Par ailleurs, vous avez adopté des dispositions qui permettent au Gouvernement de considérer que le maintien pendant une période trop longue d'une branche dans une situation où elle présente au moins un minima inférieur au Smic est un critère de restructuration. Or le nombre de branches dont un minima conventionnel au moins est inférieur au Smic depuis plus d'un an est de neuf sur les 171 suivies, contre vingt en moyenne les années précédentes. Nous actionnons cette possibilité de restructuration puisque j'ai indiqué à la branche des casinos que, faute d'accord avant septembre – puisque c'est le délai de procédure contradictoire prévu par la loi du 16 août 2022 –, nous procéderions à la restructuration. C'est le premier exemple d'application de cette disposition.
Il y a toujours une forme d'insatisfaction à ne pas aller au-delà de l'accord tel qu'il a été conclu par les partenaires sociaux. C'était le cas, me semble-t-il, lors des discussions de l'ANI ayant donné lieu, à l'été 2021, à une transposition en matière de santé au travail. Cela peut être le cas avec cet ANI, comme cela avait été le cas avec l'ANI de 2013, qui a été rappelé, et dont les résultats sont d'ailleurs probants puisque figuraient dans cet accord les conventions de revitalisation, qui montrent leur efficacité pour accompagner la réindustrialisation et la création de nouvelles activités dans des territoires directement concernés par des plans de restructuration et des plans sociaux.

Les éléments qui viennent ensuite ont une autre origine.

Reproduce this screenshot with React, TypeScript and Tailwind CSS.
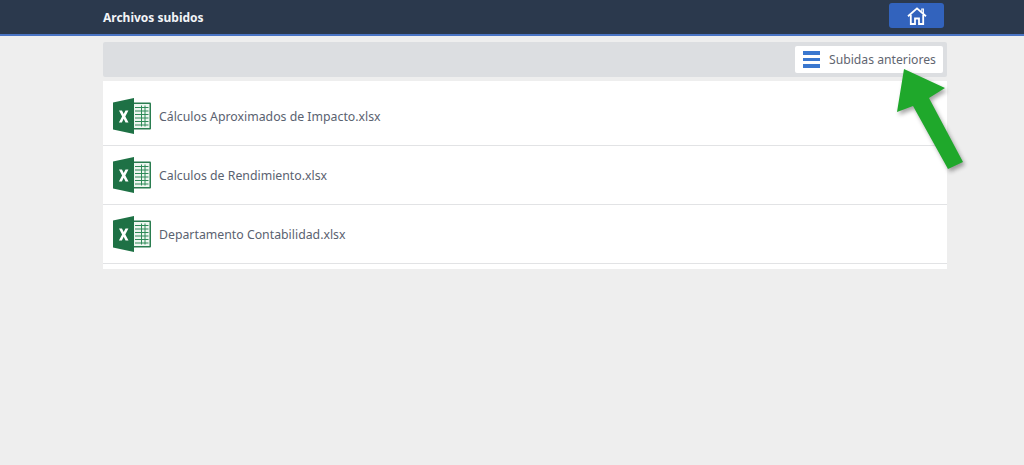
const files = [
  { name: 'Cálculos Aproximados de Impacto.xlsx', rowClass: 'h-[65px] pt-[6px]' },
  { name: 'Calculos de Rendimiento.xlsx', rowClass: 'h-[59px]' },
  { name: 'Departamento Contabilidad.xlsx', rowClass: 'h-[59px]' },
];

function ExcelIcon() {
  return (
    <svg width="38" height="36" viewBox="0 0 38 36" className="shrink-0">
      <rect x="19" y="4.5" width="19" height="27" rx="1" fill="#2a7d50" />
      <rect x="20.5" y="6" width="16" height="24" fill="#eef6f0" />
      <g stroke="#2f8a58" strokeWidth="1" fill="none">
        <path d="M22 9.5 H35.5 M22 13 H35.5 M22 16.5 H35.5 M22 20 H35.5 M22 23.5 H35.5 M22 27 H35.5" />
        <path d="M28.5 7.5 V28.5 M32 7.5 V28.5" />
      </g>
      <path d="M0 4.5 L21 0 V36 L0 31.5 Z" fill="#1e7145" />
      <path d="M6 12.5 H9 L10.7 16 L12.5 12.5 H15.4 L12.3 18.4 L15.5 24.5 H12.5 L10.7 20.8 L8.9 24.5 H5.9 L9.1 18.4 Z" fill="#ffffff" />
    </svg>
  );
}

function HomeIcon() {
  return (
    <svg width="20" height="18" viewBox="0 0 20 18" fill="none" stroke="#ffffff" strokeWidth="1.8" className="shrink-0">
      <path d="M1 9.3 L10 1.4 L19 9.3" strokeLinejoin="miter" />
      <path d="M14.8 4.8 V2 H16.4 V6.5" strokeWidth="1.1" />
      <path d="M3.8 7.8 V17 H8 V11.5 H12 V17 H16.2 V7.8" />
    </svg>
  );
}

function GreenArrow() {
  return (
    <svg width="84" height="110" viewBox="0 0 84 110" className="absolute left-[892px] top-[66px] drop-shadow-[2px_3px_2px_rgba(0,0,0,0.35)]">
      <path d="M12 3 L53 22 L37 32 L71 96 L56 103 L21 40 L5 46 Z" fill="#1fa82b" />
    </svg>
  );
}

export default function App() {
  return (
    <div className="relative min-h-[465px] overflow-hidden bg-[#eeeeee] font-['Noto_Sans',sans-serif]">
      <header className="h-[36px] border-b-2 border-[#4a74c4] bg-[#2b394d]">
        <div className="mx-[103px] flex h-[34px] w-[841px] items-center justify-between">
          <h1 className="pt-[1px] text-[12px] font-bold text-[#f2f4f7]">Archivos subidos</h1>
          <button className="mb-[3px] flex h-[25px] w-[55px] items-center justify-center rounded-[3px] bg-[#3263bd]">
            <HomeIcon />
          </button>
        </div>
      </header>

      <main className="mx-[103px] w-[844px] pt-[6px]">
        <div className="flex h-[35px] items-center justify-end rounded-[2px] bg-[#dcdee1] pr-[4px]">
          <button className="flex h-[27px] w-[148px] items-center rounded-[2px] bg-white pl-[8px]">
            <span className="flex w-[17px] flex-col gap-[3px]">
              <span className="h-[3.5px] bg-[#3a77cf]" />
              <span className="h-[3.5px] bg-[#3a77cf]" />
              <span className="h-[3.5px] bg-[#3a77cf]" />
            </span>
            <span className="ml-[9px] whitespace-nowrap pt-[1px] text-[12.2px] text-[#5f6570]">Subidas anteriores</span>
          </button>
        </div>

        <ul className="mt-[4px] h-[188px] bg-white">
          {files.map((file) => (
            <li key={file.name} className={`flex items-center gap-[8px] border-b border-[#e2e3e5] pl-[10px] ${file.rowClass}`}>
              <ExcelIcon />
              <span className="whitespace-nowrap pt-[2px] text-[12.3px] text-[#5a6270]">{file.name}</span>
            </li>
          ))}
        </ul>
      </main>

      <GreenArrow />
    </div>
  );
}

Je ne doute pas que le débat permettra d'avancer. Je redis la totale disponibilité du Gouvernement pour continuer à améliorer ce texte, en suivant toujours cette méthode que je souligne : notre volonté de nous conformer à l'accord mais aussi à un consensus des partenaires sociaux signataires de cet accord sur les modifications qui seront proposées à l'occasion de la discussion parlementaire.
La commission décide d'en venir à la discussion des articles du projet de loi.